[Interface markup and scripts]

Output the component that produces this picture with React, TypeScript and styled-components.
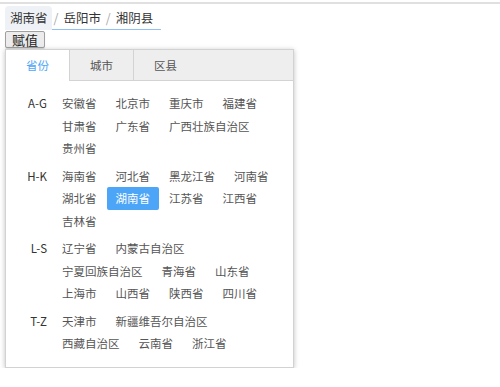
import styled, { createGlobalStyle } from 'styled-components'

const GlobalStyle = createGlobalStyle`
  html, body {
    margin: 0;
    padding: 0;
    background: #fff;
    font-family: "Noto Sans CJK SC", "Noto Sans", sans-serif;
  }
`

const Page = styled.div`
  padding: 2px 0 0 5px;
`

const TopRule = styled.div`
  height: 2px;
  margin-top: 2px;
  background: #e0e0e0;
`

const Picker = styled.div`
  display: flex;
  align-items: flex-end;
  margin-top: 0;
  height: 24px;
  font-size: 12.5px;
  color: #333;
`

const Segment = styled.span`
  padding: 0 4px 0 5px;
  line-height: 24px;
  background: #eef1f6;
  border-radius: 4px 4px 0 0;
`

const Trail = styled.span`
  display: flex;
  line-height: 23px;
  padding-right: 8px;
  border-bottom: 1px solid #8fc1f2;
`

const Sep = styled.span`
  color: #aaa;
  margin: 0 5px 0 2px;
`

const AssignButton = styled.button`
  display: block;
  margin-top: 1px;
  height: 17px;
  padding: 0 6px;
  font-family: inherit;
  font-size: 13px;
  line-height: 15px;
  color: #222;
  background: #ececec;
  border: 1px solid #a0a0a0;
  border-radius: 2px;
  box-shadow: 0 1px 1px rgba(0, 0, 0, 0.15);
`

const Panel = styled.div`
  width: 287px;
  margin-top: 1px;
  background: #fff;
  border: 1px solid #d2d2d2;
  box-shadow: 0 1px 5px rgba(0, 0, 0, 0.25);
`

const TabBar = styled.div`
  display: flex;
  height: 30px;
  background: #eee;
  border-bottom: 1px solid #d3d3d3;
`

const Tab = styled.div<{ $active?: boolean }>`
  height: ${(p) => (p.$active ? '31px' : '30px')};
  padding: 0 20px;
  line-height: 30px;
  font-size: 11.5px;
  color: ${(p) => (p.$active ? '#4fa6f7' : '#555')};
  background: ${(p) => (p.$active ? '#fff' : 'transparent')};

  & + & {
    border-left: 1px solid #d3d3d3;
  }
`

const Body = styled.div`
  padding: 11px 8px 12px 10px;
`

const Group = styled.div`
  display: flex;
  align-items: flex-start;

  & + & {
    margin-top: 5px;
  }
`

const Letter = styled.div`
  width: 31px;
  flex-shrink: 0;
  margin-right: 6px;
  text-align: right;
  font-size: 11.5px;
  line-height: 22.5px;
  color: #333;
`

const Items = styled.div`
  display: flex;
  flex-wrap: wrap;
  flex: 1;
`

const Item = styled.span<{ $selected?: boolean }>`
  padding: 0 9px;
  margin-right: 1px;
  font-size: 11.5px;
  line-height: 22.5px;
  white-space: nowrap;
  border-radius: 2px;
  color: ${(p) => (p.$selected ? '#fff' : '#555')};
  background: ${(p) => (p.$selected ? '#4ca5f7' : 'transparent')};
`

const groups: { letter: string; names: string[] }[] = [
  { letter: 'A-G', names: ['安徽省', '北京市', '重庆市', '福建省', '甘肃省', '广东省', '广西壮族自治区', '贵州省'] },
  { letter: 'H-K', names: ['海南省', '河北省', '黑龙江省', '河南省', '湖北省', '湖南省', '江苏省', '江西省', '吉林省'] },
  { letter: 'L-S', names: ['辽宁省', '内蒙古自治区', '宁夏回族自治区', '青海省', '山东省', '上海市', '山西省', '陕西省', '四川省'] },
  { letter: 'T-Z', names: ['天津市', '新疆维吾尔自治区', '西藏自治区', '云南省', '浙江省'] },
]

const App = () => (
  <>
    <GlobalStyle />
    <TopRule />
    <Page>
      <Picker>
        <Segment>湖南省</Segment>
        <Trail>
          <Sep>/</Sep>岳阳市<Sep>&nbsp;/</Sep>湘阴县
        </Trail>
      </Picker>
      <AssignButton>赋值</AssignButton>
      <Panel>
        <TabBar>
          <Tab $active>省份</Tab>
          <Tab>城市</Tab>
          <Tab>区县</Tab>
        </TabBar>
        <Body>
          {groups.map((g) => (
            <Group key={g.letter}>
              <Letter>{g.letter}</Letter>
              <Items>
                {g.names.map((n) => (
                  <Item key={n} $selected={n === '湖南省'}>
                    {n}
                  </Item>
                ))}
              </Items>
            </Group>
          ))}
        </Body>
      </Panel>
    </Page>
  </>
)

export default App
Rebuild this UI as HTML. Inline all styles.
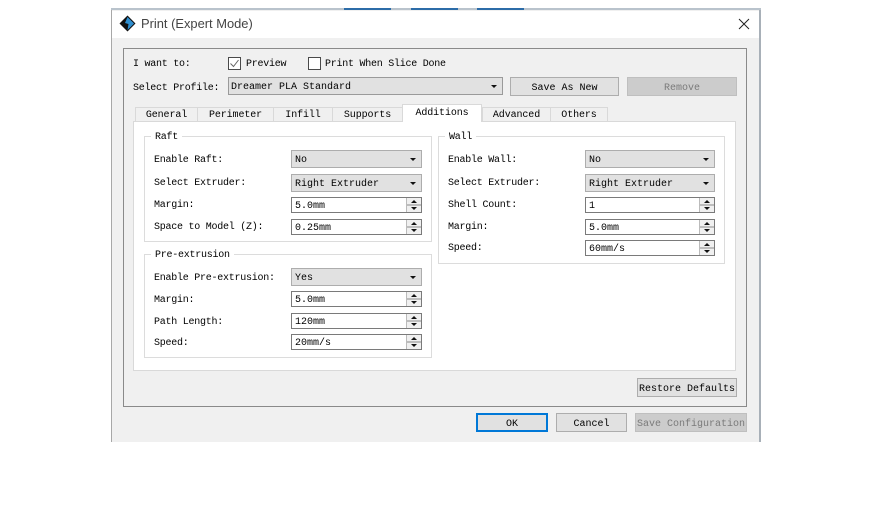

> Written exercise:
Go back to the records above and write them out exactly, without the pictures.

> Correct response:
Output the component that produces this picture with React, TypeScript and styled-components.
import styled, { createGlobalStyle } from 'styled-components'

const GlobalStyle = createGlobalStyle`
  html, body {
    margin: 0;
    padding: 0;
    background: #fff;
    font-family: "Noto Sans CJK SC", "Noto Sans", sans-serif;
  }
`

const Page = styled.div`
  padding: 2px 0 0 5px;
`

const TopRule = styled.div`
  height: 2px;
  margin-top: 2px;
  background: #e0e0e0;
`

const Picker = styled.div`
  display: flex;
  align-items: flex-end;
  margin-top: 0;
  height: 24px;
  font-size: 12.5px;
  color: #333;
`

const Segment = styled.span`
  padding: 0 4px 0 5px;
  line-height: 24px;
  background: #eef1f6;
  border-radius: 4px 4px 0 0;
`

const Trail = styled.span`
  display: flex;
  line-height: 23px;
  padding-right: 8px;
  border-bottom: 1px solid #8fc1f2;
`

const Sep = styled.span`
  color: #aaa;
  margin: 0 5px 0 2px;
`

const AssignButton = styled.button`
  display: block;
  margin-top: 1px;
  height: 17px;
  padding: 0 6px;
  font-family: inherit;
  font-size: 13px;
  line-height: 15px;
  color: #222;
  background: #ececec;
  border: 1px solid #a0a0a0;
  border-radius: 2px;
  box-shadow: 0 1px 1px rgba(0, 0, 0, 0.15);
`

const Panel = styled.div`
  width: 287px;
  margin-top: 1px;
  background: #fff;
  border: 1px solid #d2d2d2;
  box-shadow: 0 1px 5px rgba(0, 0, 0, 0.25);
`

const TabBar = styled.div`
  display: flex;
  height: 30px;
  background: #eee;
  border-bottom: 1px solid #d3d3d3;
`

const Tab = styled.div<{ $active?: boolean }>`
  height: ${(p) => (p.$active ? '31px' : '30px')};
  padding: 0 20px;
  line-height: 30px;
  font-size: 11.5px;
  color: ${(p) => (p.$active ? '#4fa6f7' : '#555')};
  background: ${(p) => (p.$active ? '#fff' : 'transparent')};

  & + & {
    border-left: 1px solid #d3d3d3;
  }
`

const Body = styled.div`
  padding: 11px 8px 12px 10px;
`

const Group = styled.div`
  display: flex;
  align-items: flex-start;

  & + & {
    margin-top: 5px;
  }
`

const Letter = styled.div`
  width: 31px;
  flex-shrink: 0;
  margin-right: 6px;
  text-align: right;
  font-size: 11.5px;
  line-height: 22.5px;
  color: #333;
`

const Items = styled.div`
  display: flex;
  flex-wrap: wrap;
  flex: 1;
`

const Item = styled.span<{ $selected?: boolean }>`
  padding: 0 9px;
  margin-right: 1px;
  font-size: 11.5px;
  line-height: 22.5px;
  white-space: nowrap;
  border-radius: 2px;
  color: ${(p) => (p.$selected ? '#fff' : '#555')};
  background: ${(p) => (p.$selected ? '#4ca5f7' : 'transparent')};
`

const groups: { letter: string; names: string[] }[] = [
  { letter: 'A-G', names: ['安徽省', '北京市', '重庆市', '福建省', '甘肃省', '广东省', '广西壮族自治区', '贵州省'] },
  { letter: 'H-K', names: ['海南省', '河北省', '黑龙江省', '河南省', '湖北省', '湖南省', '江苏省', '江西省', '吉林省'] },
  { letter: 'L-S', names: ['辽宁省', '内蒙古自治区', '宁夏回族自治区', '青海省', '山东省', '上海市', '山西省', '陕西省', '四川省'] },
  { letter: 'T-Z', names: ['天津市', '新疆维吾尔自治区', '西藏自治区', '云南省', '浙江省'] },
]

const App = () => (
  <>
    <GlobalStyle />
    <TopRule />
    <Page>
      <Picker>
        <Segment>湖南省</Segment>
        <Trail>
          <Sep>/</Sep>岳阳市<Sep>&nbsp;/</Sep>湘阴县
        </Trail>
      </Picker>
      <AssignButton>赋值</AssignButton>
      <Panel>
        <TabBar>
          <Tab $active>省份</Tab>
          <Tab>城市</Tab>
          <Tab>区县</Tab>
        </TabBar>
        <Body>
          {groups.map((g) => (
            <Group key={g.letter}>
              <Letter>{g.letter}</Letter>
              <Items>
                {g.names.map((n) => (
                  <Item key={n} $selected={n === '湖南省'}>
                    {n}
                  </Item>
                ))}
              </Items>
            </Group>
          ))}
        </Body>
      </Panel>
    </Page>
  </>
)

export default App
Rebuild this UI as HTML. Inline all styles.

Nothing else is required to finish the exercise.